Prognostics and Health Management of Wafer Chemical-Mechanical Polishing System using Autoencoder
Kart-Leong Lim, Rahul Dutta
TL;DR
This work addresses predicting wafer material removal rate ($MRR$) in CMP manufacturing using the PHM 2016 dataset, where ground-truth labels for supervised learning are scarce. It introduces an autoencoder trained with an autoencoder-based clustering (ABC) loss to produce a latent space aligned with cluster structure, enhancing linear regression performance in the latent space. The study compares two clustering strategies—Kmeans and infinite Gaussian mixture models (iGMM)—against baselines based on statistical moments, raw/concatenated time-series, and PCA, reporting that the ABC approach improves RMSE, with the best configuration achieving competitive results (e.g., RMSE around 4.77). The findings indicate that deep clustering for regression can yield practical benefits in industrial PHM tasks, potentially reducing production costs through better wear prediction and forecasting.
Abstract
The Prognostics and Health Management Data Challenge (PHM) 2016 tracks the health state of components of a semiconductor wafer polishing process. The ultimate goal is to develop an ability to predict the measurement on the wafer surface wear through monitoring the components health state. This translates to cost saving in large scale production. The PHM dataset contains many time series measurements not utilized by traditional physics based approach. On the other hand task, applying a data driven approach such as deep learning to the PHM dataset is non-trivial.
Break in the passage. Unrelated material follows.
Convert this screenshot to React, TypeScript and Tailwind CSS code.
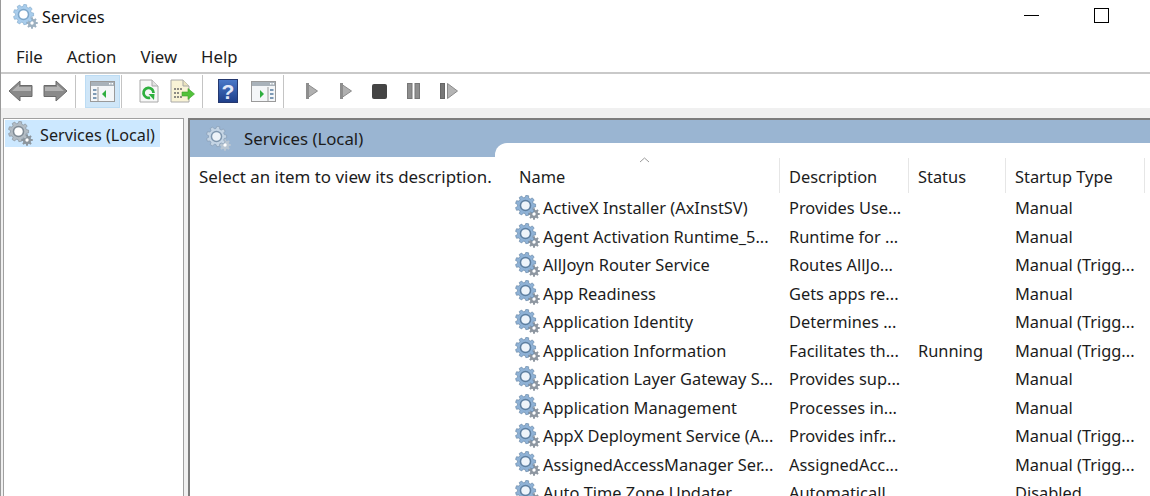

The main issue with supervised deep learning is that class label is not available to the PHM dataset. Second, the feature space trained by an unsupervised deep learner is not specifically targeted at the predictive ability or regression. In this work, we propose using the autoencoder based clustering whereby the feature space trained is found to be more suitable for performing regression. This is due to having a more compact distribution of samples respective to their nearest cluster means. We justify our claims by comparing the performance of our proposed method on the PHM dataset with several baselines such as the autoencoder as well as state-of-the-art approaches.